== Stated exercise ==
Take every line from the listing below that contains "components".

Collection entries
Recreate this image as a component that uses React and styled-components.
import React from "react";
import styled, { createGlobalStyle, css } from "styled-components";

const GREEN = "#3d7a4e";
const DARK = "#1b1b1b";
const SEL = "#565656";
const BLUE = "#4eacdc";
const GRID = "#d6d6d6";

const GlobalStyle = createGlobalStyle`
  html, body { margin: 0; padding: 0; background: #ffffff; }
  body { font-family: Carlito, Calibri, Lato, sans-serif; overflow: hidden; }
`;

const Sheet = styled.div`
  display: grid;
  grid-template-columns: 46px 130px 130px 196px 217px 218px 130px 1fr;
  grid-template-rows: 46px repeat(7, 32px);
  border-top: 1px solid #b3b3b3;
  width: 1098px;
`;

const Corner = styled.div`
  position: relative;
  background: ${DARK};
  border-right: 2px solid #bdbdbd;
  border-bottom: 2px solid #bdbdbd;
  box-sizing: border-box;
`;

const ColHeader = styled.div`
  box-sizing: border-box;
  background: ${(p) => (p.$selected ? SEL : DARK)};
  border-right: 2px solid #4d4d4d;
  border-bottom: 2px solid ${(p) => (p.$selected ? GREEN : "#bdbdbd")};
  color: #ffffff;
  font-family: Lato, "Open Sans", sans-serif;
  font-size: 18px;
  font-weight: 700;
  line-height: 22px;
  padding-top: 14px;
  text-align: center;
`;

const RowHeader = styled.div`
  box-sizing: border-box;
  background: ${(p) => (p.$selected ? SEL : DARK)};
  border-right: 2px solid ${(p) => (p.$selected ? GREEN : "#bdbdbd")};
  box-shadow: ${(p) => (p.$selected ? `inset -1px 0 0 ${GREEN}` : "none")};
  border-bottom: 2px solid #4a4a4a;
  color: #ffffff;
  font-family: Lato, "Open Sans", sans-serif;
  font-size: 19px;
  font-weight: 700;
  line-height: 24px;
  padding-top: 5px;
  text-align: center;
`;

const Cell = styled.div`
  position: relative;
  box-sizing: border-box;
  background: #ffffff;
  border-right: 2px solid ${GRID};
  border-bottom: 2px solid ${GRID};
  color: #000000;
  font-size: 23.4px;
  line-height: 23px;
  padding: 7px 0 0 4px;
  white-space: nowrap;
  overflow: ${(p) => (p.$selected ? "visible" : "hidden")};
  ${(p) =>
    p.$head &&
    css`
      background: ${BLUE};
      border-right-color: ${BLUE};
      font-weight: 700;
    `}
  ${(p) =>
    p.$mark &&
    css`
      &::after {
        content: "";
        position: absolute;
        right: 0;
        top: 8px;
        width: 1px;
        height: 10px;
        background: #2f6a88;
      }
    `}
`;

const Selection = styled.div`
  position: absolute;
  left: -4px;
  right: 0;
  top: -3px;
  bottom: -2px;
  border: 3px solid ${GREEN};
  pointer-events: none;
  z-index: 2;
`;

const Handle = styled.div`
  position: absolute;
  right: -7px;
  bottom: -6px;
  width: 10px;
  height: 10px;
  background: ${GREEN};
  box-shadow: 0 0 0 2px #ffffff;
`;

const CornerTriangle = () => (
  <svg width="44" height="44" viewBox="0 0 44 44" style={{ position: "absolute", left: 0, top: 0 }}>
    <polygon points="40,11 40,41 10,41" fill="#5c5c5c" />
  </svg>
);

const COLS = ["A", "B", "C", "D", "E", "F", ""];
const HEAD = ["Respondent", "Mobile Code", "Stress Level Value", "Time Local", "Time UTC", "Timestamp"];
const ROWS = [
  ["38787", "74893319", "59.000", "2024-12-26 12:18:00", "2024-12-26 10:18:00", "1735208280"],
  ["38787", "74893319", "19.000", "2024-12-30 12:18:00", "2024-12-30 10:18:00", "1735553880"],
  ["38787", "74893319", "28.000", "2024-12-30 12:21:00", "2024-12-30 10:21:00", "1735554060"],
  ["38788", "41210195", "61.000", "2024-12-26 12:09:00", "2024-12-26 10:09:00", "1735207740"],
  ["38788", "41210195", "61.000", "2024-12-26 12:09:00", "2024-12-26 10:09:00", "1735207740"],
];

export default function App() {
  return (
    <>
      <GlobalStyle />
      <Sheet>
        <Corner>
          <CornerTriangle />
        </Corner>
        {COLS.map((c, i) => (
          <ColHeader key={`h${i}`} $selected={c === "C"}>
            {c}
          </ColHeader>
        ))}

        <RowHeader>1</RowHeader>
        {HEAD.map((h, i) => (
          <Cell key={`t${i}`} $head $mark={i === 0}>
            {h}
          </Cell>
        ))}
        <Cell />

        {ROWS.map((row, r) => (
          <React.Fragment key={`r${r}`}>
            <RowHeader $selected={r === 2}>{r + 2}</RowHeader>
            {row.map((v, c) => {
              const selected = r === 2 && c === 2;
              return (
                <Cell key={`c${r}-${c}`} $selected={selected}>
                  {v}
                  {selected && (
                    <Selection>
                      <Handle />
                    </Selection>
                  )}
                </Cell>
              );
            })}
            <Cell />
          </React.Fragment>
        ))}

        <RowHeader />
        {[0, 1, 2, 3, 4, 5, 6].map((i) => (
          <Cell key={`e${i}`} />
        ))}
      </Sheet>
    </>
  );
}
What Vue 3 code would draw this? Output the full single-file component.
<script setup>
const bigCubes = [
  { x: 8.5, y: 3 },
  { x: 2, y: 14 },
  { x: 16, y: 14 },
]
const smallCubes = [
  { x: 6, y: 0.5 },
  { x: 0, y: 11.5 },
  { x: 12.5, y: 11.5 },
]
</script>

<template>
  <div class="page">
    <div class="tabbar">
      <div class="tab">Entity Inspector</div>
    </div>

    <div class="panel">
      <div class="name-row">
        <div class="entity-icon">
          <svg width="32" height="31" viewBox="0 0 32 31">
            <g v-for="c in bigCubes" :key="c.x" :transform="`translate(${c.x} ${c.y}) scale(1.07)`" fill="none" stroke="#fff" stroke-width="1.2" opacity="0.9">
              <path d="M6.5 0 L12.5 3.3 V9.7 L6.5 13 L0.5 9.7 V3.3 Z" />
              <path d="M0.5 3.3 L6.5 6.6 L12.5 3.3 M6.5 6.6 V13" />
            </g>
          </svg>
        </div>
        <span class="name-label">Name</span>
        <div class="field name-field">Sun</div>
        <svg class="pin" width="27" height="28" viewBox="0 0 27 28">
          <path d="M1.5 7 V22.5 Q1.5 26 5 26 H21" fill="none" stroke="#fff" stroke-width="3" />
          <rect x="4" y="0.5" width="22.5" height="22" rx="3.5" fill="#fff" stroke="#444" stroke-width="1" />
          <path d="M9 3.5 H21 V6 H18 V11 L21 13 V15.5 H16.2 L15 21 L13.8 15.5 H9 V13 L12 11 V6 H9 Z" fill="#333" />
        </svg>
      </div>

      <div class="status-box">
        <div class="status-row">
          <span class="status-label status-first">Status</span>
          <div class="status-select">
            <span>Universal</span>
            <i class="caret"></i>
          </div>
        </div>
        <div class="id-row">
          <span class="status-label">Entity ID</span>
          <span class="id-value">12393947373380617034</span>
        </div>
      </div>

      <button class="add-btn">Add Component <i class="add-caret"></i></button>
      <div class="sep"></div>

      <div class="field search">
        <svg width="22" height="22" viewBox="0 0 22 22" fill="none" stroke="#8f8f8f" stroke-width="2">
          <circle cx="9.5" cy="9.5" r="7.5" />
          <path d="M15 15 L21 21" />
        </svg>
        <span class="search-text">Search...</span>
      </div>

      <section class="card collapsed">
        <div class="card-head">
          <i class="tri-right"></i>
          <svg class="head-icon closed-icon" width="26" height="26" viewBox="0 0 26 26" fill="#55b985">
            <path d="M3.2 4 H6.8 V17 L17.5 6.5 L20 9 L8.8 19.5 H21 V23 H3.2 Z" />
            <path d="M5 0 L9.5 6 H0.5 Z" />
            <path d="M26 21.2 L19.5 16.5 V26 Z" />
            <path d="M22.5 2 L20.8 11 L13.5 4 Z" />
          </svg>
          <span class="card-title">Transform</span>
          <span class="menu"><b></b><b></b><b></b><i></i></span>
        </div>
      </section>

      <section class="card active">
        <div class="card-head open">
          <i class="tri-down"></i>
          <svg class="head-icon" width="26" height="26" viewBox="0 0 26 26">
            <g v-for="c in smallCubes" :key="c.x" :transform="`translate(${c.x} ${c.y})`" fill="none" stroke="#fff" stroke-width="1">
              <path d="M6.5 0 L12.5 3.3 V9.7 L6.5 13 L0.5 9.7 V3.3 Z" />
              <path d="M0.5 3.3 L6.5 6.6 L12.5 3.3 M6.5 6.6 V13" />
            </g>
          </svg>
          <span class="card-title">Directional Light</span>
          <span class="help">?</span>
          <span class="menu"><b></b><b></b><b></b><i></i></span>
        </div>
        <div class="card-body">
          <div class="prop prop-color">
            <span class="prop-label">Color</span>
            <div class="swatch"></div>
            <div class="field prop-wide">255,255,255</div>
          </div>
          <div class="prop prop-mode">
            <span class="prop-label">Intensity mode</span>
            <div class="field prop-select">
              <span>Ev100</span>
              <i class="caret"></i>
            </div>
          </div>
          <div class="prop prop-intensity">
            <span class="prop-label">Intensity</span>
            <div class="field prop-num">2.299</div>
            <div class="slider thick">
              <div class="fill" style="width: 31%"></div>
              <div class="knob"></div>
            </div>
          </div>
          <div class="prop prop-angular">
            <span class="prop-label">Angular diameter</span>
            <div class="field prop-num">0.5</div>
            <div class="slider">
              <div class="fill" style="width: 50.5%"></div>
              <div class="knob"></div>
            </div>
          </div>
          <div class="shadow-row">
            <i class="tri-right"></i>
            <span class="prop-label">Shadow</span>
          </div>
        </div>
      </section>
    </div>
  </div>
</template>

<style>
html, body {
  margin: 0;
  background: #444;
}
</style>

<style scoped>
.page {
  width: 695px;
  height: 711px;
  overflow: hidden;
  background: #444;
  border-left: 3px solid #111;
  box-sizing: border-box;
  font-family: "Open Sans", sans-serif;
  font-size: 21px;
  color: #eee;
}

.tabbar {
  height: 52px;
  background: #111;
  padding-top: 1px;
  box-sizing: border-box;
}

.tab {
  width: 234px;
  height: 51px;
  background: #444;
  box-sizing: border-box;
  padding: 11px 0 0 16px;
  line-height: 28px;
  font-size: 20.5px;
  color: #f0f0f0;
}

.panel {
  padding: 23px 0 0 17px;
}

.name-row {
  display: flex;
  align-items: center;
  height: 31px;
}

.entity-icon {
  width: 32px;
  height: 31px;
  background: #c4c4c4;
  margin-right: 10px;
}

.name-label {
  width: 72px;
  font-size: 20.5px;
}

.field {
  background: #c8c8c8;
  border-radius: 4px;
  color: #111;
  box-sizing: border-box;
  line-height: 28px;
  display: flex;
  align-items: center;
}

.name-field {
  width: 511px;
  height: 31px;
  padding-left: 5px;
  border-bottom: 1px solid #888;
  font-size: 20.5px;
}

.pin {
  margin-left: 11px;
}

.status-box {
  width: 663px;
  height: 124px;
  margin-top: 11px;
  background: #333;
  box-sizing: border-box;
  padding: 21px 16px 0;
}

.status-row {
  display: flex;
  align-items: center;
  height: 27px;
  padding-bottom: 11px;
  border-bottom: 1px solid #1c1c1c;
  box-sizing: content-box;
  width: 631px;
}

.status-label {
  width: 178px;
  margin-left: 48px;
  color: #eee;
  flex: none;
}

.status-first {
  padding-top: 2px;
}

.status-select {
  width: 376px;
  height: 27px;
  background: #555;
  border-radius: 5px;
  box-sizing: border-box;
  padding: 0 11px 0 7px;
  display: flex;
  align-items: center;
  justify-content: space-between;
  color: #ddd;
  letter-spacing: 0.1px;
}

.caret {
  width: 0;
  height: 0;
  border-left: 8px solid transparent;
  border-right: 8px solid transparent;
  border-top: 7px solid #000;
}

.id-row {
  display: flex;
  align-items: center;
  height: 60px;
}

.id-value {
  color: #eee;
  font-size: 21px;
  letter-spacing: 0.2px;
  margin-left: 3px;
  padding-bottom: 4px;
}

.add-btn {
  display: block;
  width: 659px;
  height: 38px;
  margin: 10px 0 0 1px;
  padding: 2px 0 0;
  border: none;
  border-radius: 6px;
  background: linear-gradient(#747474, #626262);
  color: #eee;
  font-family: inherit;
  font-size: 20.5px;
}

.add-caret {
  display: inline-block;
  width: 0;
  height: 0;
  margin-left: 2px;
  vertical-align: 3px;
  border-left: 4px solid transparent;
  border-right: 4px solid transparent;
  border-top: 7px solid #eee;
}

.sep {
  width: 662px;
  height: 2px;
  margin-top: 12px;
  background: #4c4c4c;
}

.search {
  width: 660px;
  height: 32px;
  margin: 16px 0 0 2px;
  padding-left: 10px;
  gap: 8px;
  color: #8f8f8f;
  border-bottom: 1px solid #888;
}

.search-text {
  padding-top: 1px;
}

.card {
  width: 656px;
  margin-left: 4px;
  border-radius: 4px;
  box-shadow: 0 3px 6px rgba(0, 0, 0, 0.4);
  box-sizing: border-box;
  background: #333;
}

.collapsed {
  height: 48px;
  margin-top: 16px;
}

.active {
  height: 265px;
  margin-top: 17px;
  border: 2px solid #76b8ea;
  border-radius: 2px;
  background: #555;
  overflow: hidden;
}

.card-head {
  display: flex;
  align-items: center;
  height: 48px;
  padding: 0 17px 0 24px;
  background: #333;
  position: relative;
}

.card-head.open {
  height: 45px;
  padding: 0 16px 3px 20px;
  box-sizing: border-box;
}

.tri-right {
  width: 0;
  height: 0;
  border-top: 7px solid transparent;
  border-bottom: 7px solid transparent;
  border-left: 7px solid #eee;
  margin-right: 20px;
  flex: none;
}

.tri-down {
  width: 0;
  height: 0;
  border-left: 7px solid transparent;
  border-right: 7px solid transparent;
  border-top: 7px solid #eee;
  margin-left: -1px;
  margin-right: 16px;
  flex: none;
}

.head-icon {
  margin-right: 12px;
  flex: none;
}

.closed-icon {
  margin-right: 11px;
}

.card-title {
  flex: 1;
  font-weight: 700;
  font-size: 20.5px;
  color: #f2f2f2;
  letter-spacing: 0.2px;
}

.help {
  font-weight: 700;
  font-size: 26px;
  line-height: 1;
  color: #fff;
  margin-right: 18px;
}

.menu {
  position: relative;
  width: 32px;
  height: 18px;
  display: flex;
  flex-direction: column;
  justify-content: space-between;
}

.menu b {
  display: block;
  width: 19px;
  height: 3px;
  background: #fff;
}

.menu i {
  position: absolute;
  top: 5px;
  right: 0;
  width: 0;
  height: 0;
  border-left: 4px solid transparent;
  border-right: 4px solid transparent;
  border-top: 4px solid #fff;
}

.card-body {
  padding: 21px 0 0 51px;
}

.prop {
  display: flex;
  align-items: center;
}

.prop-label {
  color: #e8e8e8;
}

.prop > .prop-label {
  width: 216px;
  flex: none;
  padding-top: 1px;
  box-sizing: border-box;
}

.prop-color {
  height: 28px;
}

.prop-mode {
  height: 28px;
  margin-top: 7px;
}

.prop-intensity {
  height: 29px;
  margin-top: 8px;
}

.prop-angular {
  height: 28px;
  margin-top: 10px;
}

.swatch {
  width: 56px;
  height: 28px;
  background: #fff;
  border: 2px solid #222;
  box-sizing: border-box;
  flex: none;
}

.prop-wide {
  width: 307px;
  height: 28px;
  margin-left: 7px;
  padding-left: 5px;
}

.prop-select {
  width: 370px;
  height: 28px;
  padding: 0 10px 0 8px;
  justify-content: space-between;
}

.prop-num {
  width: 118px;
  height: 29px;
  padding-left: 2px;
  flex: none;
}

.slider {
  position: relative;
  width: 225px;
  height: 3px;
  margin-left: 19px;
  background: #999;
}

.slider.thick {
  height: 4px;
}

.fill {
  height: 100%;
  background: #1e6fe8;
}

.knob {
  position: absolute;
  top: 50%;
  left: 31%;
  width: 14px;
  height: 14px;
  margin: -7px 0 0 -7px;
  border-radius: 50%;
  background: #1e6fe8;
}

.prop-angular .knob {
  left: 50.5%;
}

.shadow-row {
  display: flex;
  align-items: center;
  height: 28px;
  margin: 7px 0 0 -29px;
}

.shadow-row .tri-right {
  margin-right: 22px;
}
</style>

== Completed task ==
Recreate this image as a component that uses React and styled-components.
import styled, { createGlobalStyle, css } from "styled-components";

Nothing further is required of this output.